____ Source material
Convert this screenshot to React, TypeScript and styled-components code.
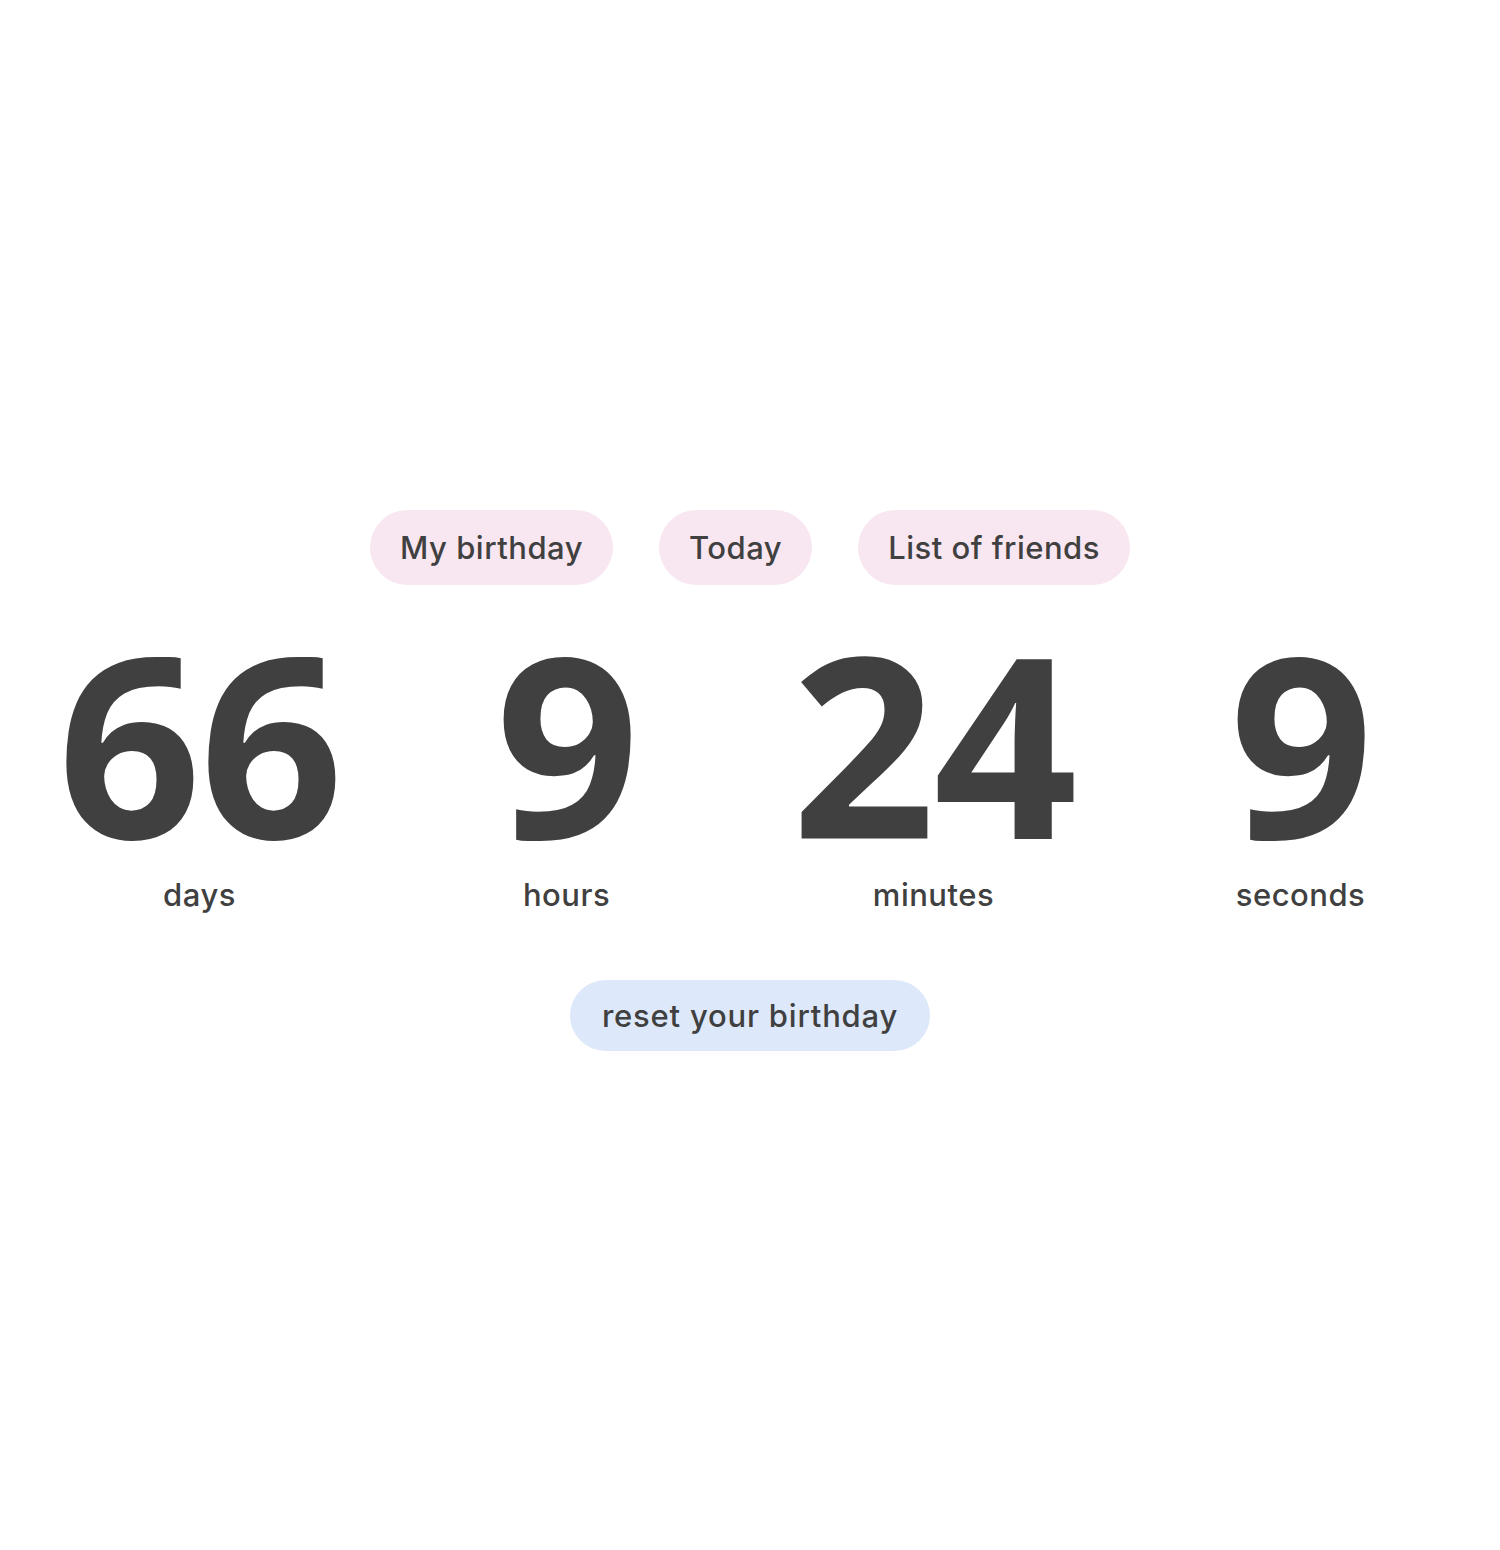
import styled, { createGlobalStyle } from 'styled-components';

const GlobalStyle = createGlobalStyle`
  body {
    margin: 0;
    background: #ffffff;
    font-family: Inter, "Noto Sans", sans-serif;
    color: #404040;
  }
`;

const Page = styled.div`
  min-height: 100vh;
  display: flex;
  flex-direction: column;
  align-items: center;
  justify-content: center;
  padding: 10px 16px 0;
  box-sizing: border-box;
`;

const Nav = styled.nav`
  display: flex;
  justify-content: center;
  gap: 46px;
`;

const Pill = styled.button<{ tone: 'pink' | 'blue' }>`
  font-family: Inter, "Noto Sans", sans-serif;
  font-size: 31px;
  font-weight: 500;
  letter-spacing: 0.5px;
  color: #404040;
  background: ${(p) => (p.tone === 'pink' ? '#f8e6f0' : '#dde8fa')};
  border: none;
  border-radius: 40px;
  padding: 0 30px;
  height: 75px;
  cursor: pointer;
`;

const ResetPill = styled(Pill)`
  height: 71px;
  padding: 0 32px;
  letter-spacing: 0.8px;
`;

const Counter = styled.div`
  width: 100%;
  display: grid;
  grid-template-columns: repeat(4, 1fr);
  margin-top: 31px;
`;

const Unit = styled.div`
  display: flex;
  flex-direction: column;
  align-items: center;
`;

const Value = styled.div`
  font-family: "Open Sans", "Noto Sans", sans-serif;
  font-weight: 700;
  font-size: 252px;
  line-height: 1;
  letter-spacing: -2px;
  color: #404040;
`;

const Label = styled.div`
  font-size: 31px;
  font-weight: 500;
  letter-spacing: 0.5px;
  margin-top: 8px;
`;

const Footer = styled.div`
  margin-top: 67px;
`;

const units = [
  { value: 66, label: 'days' },
  { value: 9, label: 'hours' },
  { value: 24, label: 'minutes' },
  { value: 9, label: 'seconds' },
];

export default function App() {
  return (
    <>
      <GlobalStyle />
      <Page>
        <Nav>
          <Pill tone="pink">My birthday</Pill>
          <Pill tone="pink">Today</Pill>
          <Pill tone="pink">List of friends</Pill>
        </Nav>
        <Counter>
          {units.map((u) => (
            <Unit key={u.label}>
              <Value>{u.value}</Value>
              <Label>{u.label}</Label>
            </Unit>
          ))}
        </Counter>
        <Footer>
          <ResetPill tone="blue">reset your birthday</ResetPill>
        </Footer>
      </Page>
    </>
  );
}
________
Requirement:
Collect each line containing the string "components".

Exercise answer:
Convert this screenshot to React, TypeScript and styled-components code.
import styled, { createGlobalStyle } from 'styled-components';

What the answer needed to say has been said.